The victory of God and the opening — the pairing of the two words is precise: victory is the realisation of the triumph of truth over falsehood, and the opening is the granting of settlement and possibility — the opening of Mecca is the historical model that contains both meanings together. The possessive construction “the victory of God” — not simply “the victory” — establishes that the true owner of every victory is God, and the believer is an honoured instrument, not an independent hero.

The duality the opening establishes: patience and steadfastness on one side, victory and opening on the other — and the conditional form binds them with a tight causal bond, not a coincidental one.

The opening of the sūrah establishes that the believer does not live merely for the result — they hold firm, and then receive the result in a manner befitting one who always knew from Whom it came.

The core: “Steadfastness in truth leads inevitably to God’s victory and opening — and victory does not end with celebration but begins with glorification and seeking forgiveness, because the victory belongs to God and its keys return to Him.”

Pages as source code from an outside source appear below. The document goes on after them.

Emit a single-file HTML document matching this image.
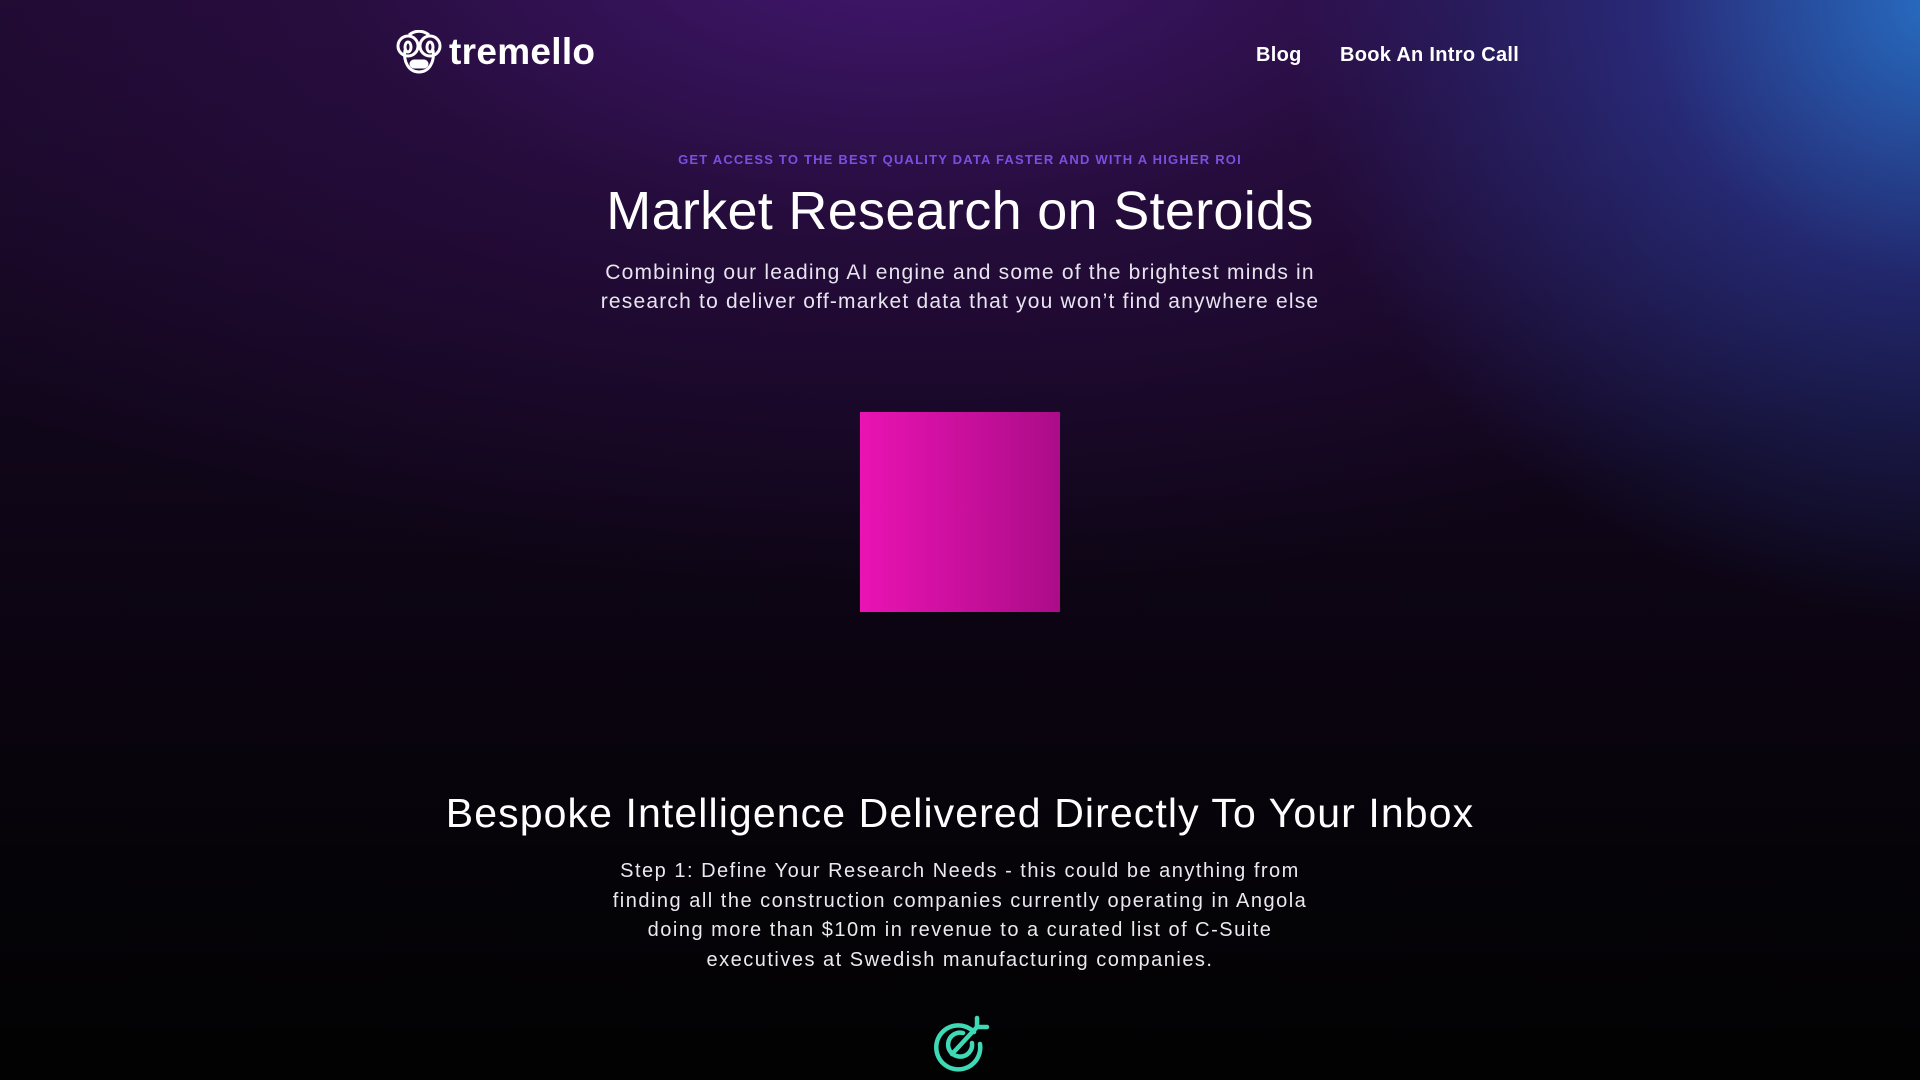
<!DOCTYPE html>
<html><head><meta charset="utf-8"><style>
*{margin:0;padding:0;box-sizing:border-box}
html,body{width:1920px;height:1080px;overflow:hidden}
body{font-family:"Liberation Sans",sans-serif;color:#fff;position:relative;
background:#07040b;}
.bg{position:absolute;inset:0;
background:
radial-gradient(ellipse 650px 620px at 1940px 0px, rgba(40,120,210,0.9), rgba(45,70,180,0.5) 45%, rgba(40,30,120,0) 100%),
radial-gradient(ellipse 1300px 650px at 900px -60px, rgba(70,25,120,0.9), rgba(50,15,80,0.55) 45%, rgba(20,5,30,0) 100%),
linear-gradient(180deg,#1a0a28 0px,#11061b 400px,#0a040f 700px,#050308 860px,#020202 1080px);}
.abs{position:absolute}
.logo{left:395px;top:30px;display:flex;align-items:center;gap:6px}
.logo span{font-size:37px;font-weight:700;letter-spacing:0.3px}
.nav{top:44px;font-size:20px;font-weight:700;letter-spacing:0.3px}
.c{left:0;width:1920px;text-align:center}
</style></head><body>
<div class="bg"></div>
<div class="abs logo">
<svg width="48" height="44" viewBox="0 0 48 44" fill="none" stroke="#fff" stroke-width="3">
<path d="M10 20 C8 32 14 42 24 42 C34 42 40 32 38 20"/>
<circle cx="13" cy="16" r="10"/><circle cx="35" cy="16" r="10"/>
<ellipse cx="13" cy="17" rx="3" ry="5"/><ellipse cx="35" cy="17" rx="3" ry="5"/>
<path d="M14 5 C20 0 28 0 34 5"/>
<rect x="16" y="31" width="16" height="6" rx="3" fill="#fff"/>
</svg>
<span>tremello</span></div>
<div class="abs nav" style="left:1256px">Blog</div>
<div class="abs nav" style="left:1340px">Book An Intro Call</div>
<div class="abs c" style="top:152px;font-size:13px;font-weight:700;letter-spacing:1.2px;color:#7b4fe0">GET ACCESS TO THE BEST QUALITY DATA FASTER AND WITH A HIGHER ROI</div>
<div class="abs c" style="top:180px;font-size:54px;line-height:62px;letter-spacing:0.3px">Market Research on Steroids</div>
<div class="abs c" style="top:258px;font-size:21px;line-height:29px;color:#e8e4ef;letter-spacing:1.2px">Combining our leading AI engine and some of the brightest minds in<br>research to deliver off-market data that you won’t find anywhere else</div>
<div class="abs" style="left:860px;top:412px;width:200px;height:200px;background:linear-gradient(90deg,#ea13b3,#ab0c88)"></div>
<div class="abs c" style="top:788px;font-size:41px;line-height:50px;letter-spacing:1.1px">Bespoke Intelligence Delivered Directly To Your Inbox</div>
<div class="abs c" style="top:857px;font-size:20px;line-height:29.5px;color:#ece8f0;letter-spacing:1.5px">Step 1: Define Your Research Needs - this could be anything from<br>finding all the construction companies currently operating in Angola<br>doing more than $10m in revenue to a curated list of C-Suite<br>executives at Swedish manufacturing companies.</div>
<svg class="abs" style="left:930px;top:1010px" width="64" height="64" viewBox="0 0 64 64" fill="none" stroke="#3fd9b5" stroke-width="4.5" stroke-linecap="round">
<path d="M44 22 A22 22 0 1 0 50 34"/>
<path d="M33 23 A12 12 0 1 0 42 33"/>
<path d="M22 44 L47 17"/>
<path d="M47 8 L47 17 L57 17"/>
</svg>
</body></html>
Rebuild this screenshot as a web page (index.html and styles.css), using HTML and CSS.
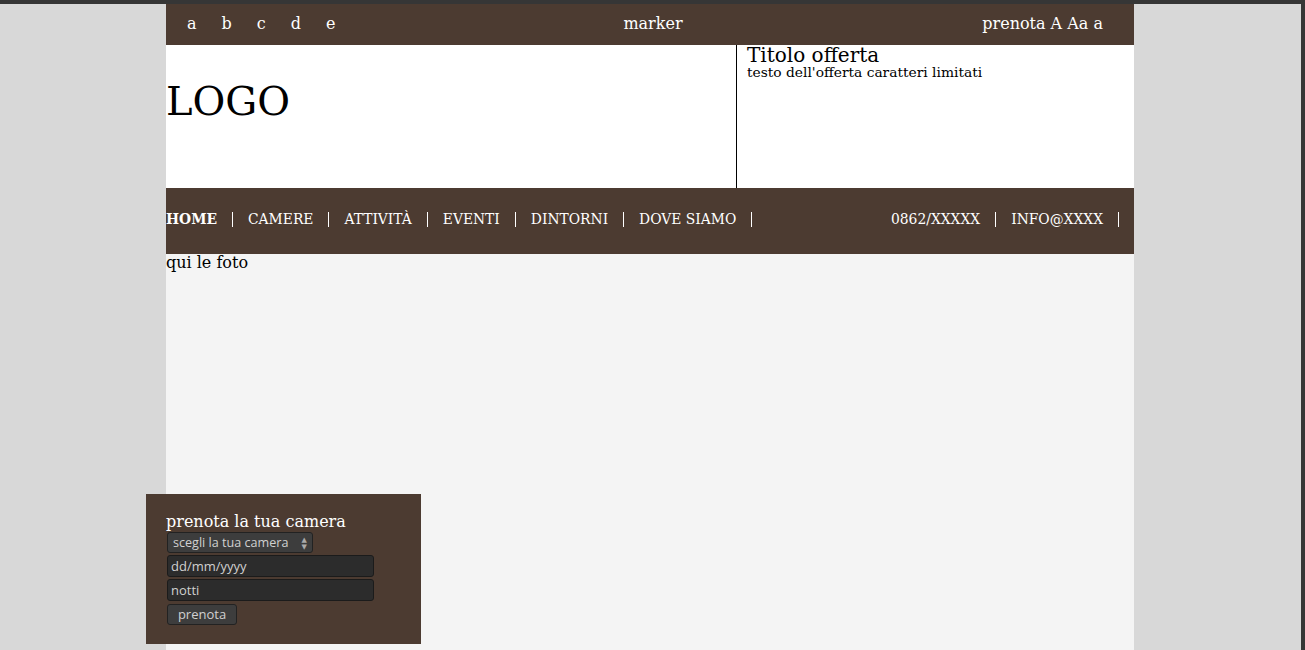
FILE: index.html
```html
<!DOCTYPE html>
<html lang="it">
<head>
<meta charset="utf-8">
<title>Hotel</title>
<link rel="stylesheet" href="styles.css">
</head>
<body>
<div class="page">
  <div class="topbar">
    <div class="letters"><span>a</span><span>b</span><span>c</span><span>d</span><span>e</span></div>
    <div class="marker">marker</div>
    <div class="tools">prenota A Aa a</div>
  </div>
  <div class="header">
    <div class="logo">LOGO</div>
    <div class="offer">
      <div class="offer-title">Titolo offerta</div>
      <div class="offer-text">testo dell'offerta caratteri limitati</div>
    </div>
  </div>
  <div class="nav">
    <ul class="menu">
      <li class="active">HOME</li>
      <li>CAMERE</li>
      <li>ATTIVITÀ</li>
      <li>EVENTI</li>
      <li>DINTORNI</li>
      <li>DOVE SIAMO</li>
    </ul>
    <ul class="menu contacts">
      <li>0862/XXXXX</li>
      <li>INFO@XXXX</li>
    </ul>
  </div>
  <div class="content">
    <div class="photos">qui le foto</div>
    <div class="booking">
      <div class="booking-title">prenota la tua camera</div>
      <div class="select">scegli la tua camera <span class="arrows"><span>▲</span><span>▼</span></span></div>
      <div class="input">dd/mm/yyyy</div>
      <div class="input">notti</div>
      <div class="button">prenota</div>
    </div>
  </div>
</div>
</body>
</html>
```

FILE: styles.css
```css
html, body {
  margin: 0;
  padding: 0;
  height: 100%;
}
body {
  background: #d8d8d8;
  border-top: 4px solid #363636;
  border-right: 4px solid #363636;
  box-sizing: border-box;
  font-family: "DejaVu Serif", serif;
  overflow: hidden;
}
.page {
  width: 968px;
  margin-left: 166px;
  height: 100%;
  display: flex;
  flex-direction: column;
}
.topbar {
  background: #4c3b31;
  color: #fff;
  height: 41px;
  display: flex;
  align-items: center;
  justify-content: space-between;
  padding: 0 31px 2px 21px;
  box-sizing: border-box;
  font-size: 16px;
}
.letters {
  display: flex;
  gap: 25px;
  width: 180px;
}
.marker {
  margin-left: 16px;
}
.tools {
  width: 180px;
  text-align: right;
}
.header {
  background: #fff;
  height: 143px;
  display: flex;
}
.logo {
  border-right: 1px solid #000;
  font-size: 40px;
  padding-top: 33px;
  box-sizing: border-box;
  width: 571px;
}
.offer {
  padding-left: 10px;
}
.offer-title {
  font-size: 20px;
  line-height: 20px;
}
.offer-text {
  font-size: 13.8px;
  line-height: 14px;
}
.nav {
  background: #4c3b31;
  height: 66px;
  display: flex;
  align-items: center;
  justify-content: space-between;
  color: #fff;
  font-size: 13.85px;
  padding-bottom: 3px;
  box-sizing: border-box;
}
.menu {
  list-style: none;
  margin: 0;
  padding: 0;
  display: flex;
}
.menu li {
  padding-right: 15px;
  margin-right: 15px;
  border-right: 1px solid #fff;
  line-height: 15px;
}
.menu .active {
  font-weight: bold;
}
.content {
  background: #f4f4f4;
  flex: 1;
  position: relative;
}
.photos {
  font-size: 16px;
  line-height: 18px;
}
.booking {
  position: absolute;
  left: -20px;
  top: 240px;
  width: 275px;
  height: 150px;
  box-sizing: border-box;
  background: #4c3b31;
  padding: 18px 20px 0 20px;
  color: #fff;
  font-family: "Open Sans", "DejaVu Sans", sans-serif;
}
.booking-title {
  font-family: "DejaVu Serif", serif;
  font-size: 16px;
  line-height: 20px;
}
.select, .input, .button {
  box-sizing: border-box;
  background: #2c2c2c;
  border: 1px solid #1b1b1b;
  border-radius: 3px;
  color: #d0d0d0;
  font-size: 12px;
  margin-left: 1px;
}
.select {
  width: 146px;
  height: 21px;
  display: flex;
  align-items: center;
  justify-content: space-between;
  padding: 0 5px 0 5px;
  background: #3d3d3d;
  border-color: #222;
  font-size: 12.6px;
}
.arrows {
  display: flex;
  flex-direction: column;
  font-size: 7px;
  line-height: 7px;
  color: #aaa;
}
.input {
  width: 207px;
  height: 22px;
  margin-top: 2px;
  padding: 0 3px;
  line-height: 20px;
  font-size: 13px;
}
.button {
  width: 70px;
  height: 21px;
  margin-top: 3px;
  background: #3d3d3d;
  border-color: #222;
  text-align: center;
  line-height: 19px;
  font-size: 13px;
}
```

Justifications for this core:
— The conditional form establishes a causal relationship, not a promise conditional upon perfection
— People entering in crowds is the fruit of steadfastness, not a historical coincidence
— The command to glorify and seek forgiveness comes with the immediate consequential fa — the very first act of the victorious: not celebration but glorification
— ﴿إِنَّهُ كَانَ تَوَّابًا﴾ — “Indeed He has ever been Accepting of repentance” — a reminder that victory does not mean infallibility; it opens the door of return

Al-Kāfirūn = the lesson of steadfastness in principle | Al-Naṣr = the lesson of the fruit of that steadfastness — but the fruit is not rest; it is a deeper responsibility: glorifying after victory is harder than enduring before it.

First Passage (Verse 1) — The Proclamation of Victory and Opening: A certain binding between steadfastness in faith and the realisation of the outcome. Preparing the soul to receive joy and reassurance after long patience. Function: revealing that steadfastness was never wasted — every patience has a moment of manifestation.

Second Passage (Verse 2) — People Entering the Religion of God in Crowds: Transforming personal victory into a collective imprint — the steadfastness of the individual is reflected in the whole community. Linking the success of the Prophet ﷺ to the fruits of the mission rather than to the force of his triumph. Function: affirming that steadfastness in faith was not a defensive stance but the carrying of the message until it bore its fruit.

Third Passage (Verse 3) — So Glorify the Praise of Your Lord and Seek His Forgiveness: The very first command given to the victorious: glorification, not celebration; seeking forgiveness, not boasting. The immediate consequential fa — “so” — establishes that this duty comes at once; victory grants no leave of absence from remembrance. ﴿إِنَّهُ كَانَ تَوَّابًا﴾ — a reminder that victory does not mean perfection, but opens the door of return. Function: establishing that victory is the beginning of a new phase, not the end of the road.

Long patience and steadfastness in principle — refusing compromise and concession

When there comes the victory of God and the opening — the inevitable fruit for those who held firm

People entering the religion of God in crowds — personal victory becomes a collective imprint

So glorify the praise of your Lord and seek His forgiveness — victory begins with glorification, not celebration

At the heart of the map: victory does not change those who hold it — it reveals them. Whoever glorified in hardship glorifies in victory; whoever endured for the sake of the message sees its fruits in people entering in crowds. Three verses close a circle that began with Al-Kawthar: divine gift requires gratitude, and steadfastness requires glorification.

Sūrat Al-Naṣr embodies the seal of the formative equation of the Muṣḥaf’s closing sūrahs; establishing that the complete journey of faith has three stations that cannot be fulfilled except together: a divine gift acknowledged in gratitude — Al-Kawthar; a principle preserved in steadfastness — Al-Kāfirūn; and a fruit received with glorification — Al-Naṣr. The deepest thing in the sūrah is that it does not close with joy but with seeking forgiveness — because the truly victorious person knows that the victory came from God and not from themselves, and that the first claim of divine gift upon the recipient is the acknowledgement of its Giver.

Within the Muṣḥaf sequence — Al-Kawthar: the lesson of divine gift; Al-Kāfirūn: the lesson of steadfastness; Al-Naṣr: the lesson of the fruit — Sūrat Al-Naṣr is the Quran’s answer to the existential question of every steadfast believer: is patience worth it? And the answer does not come as a deferred promise but as a witnessed reality — people entering the religion of God in crowds, glorification filling the moment, and the Ever-Accepting of repentance receiving all who return to Him.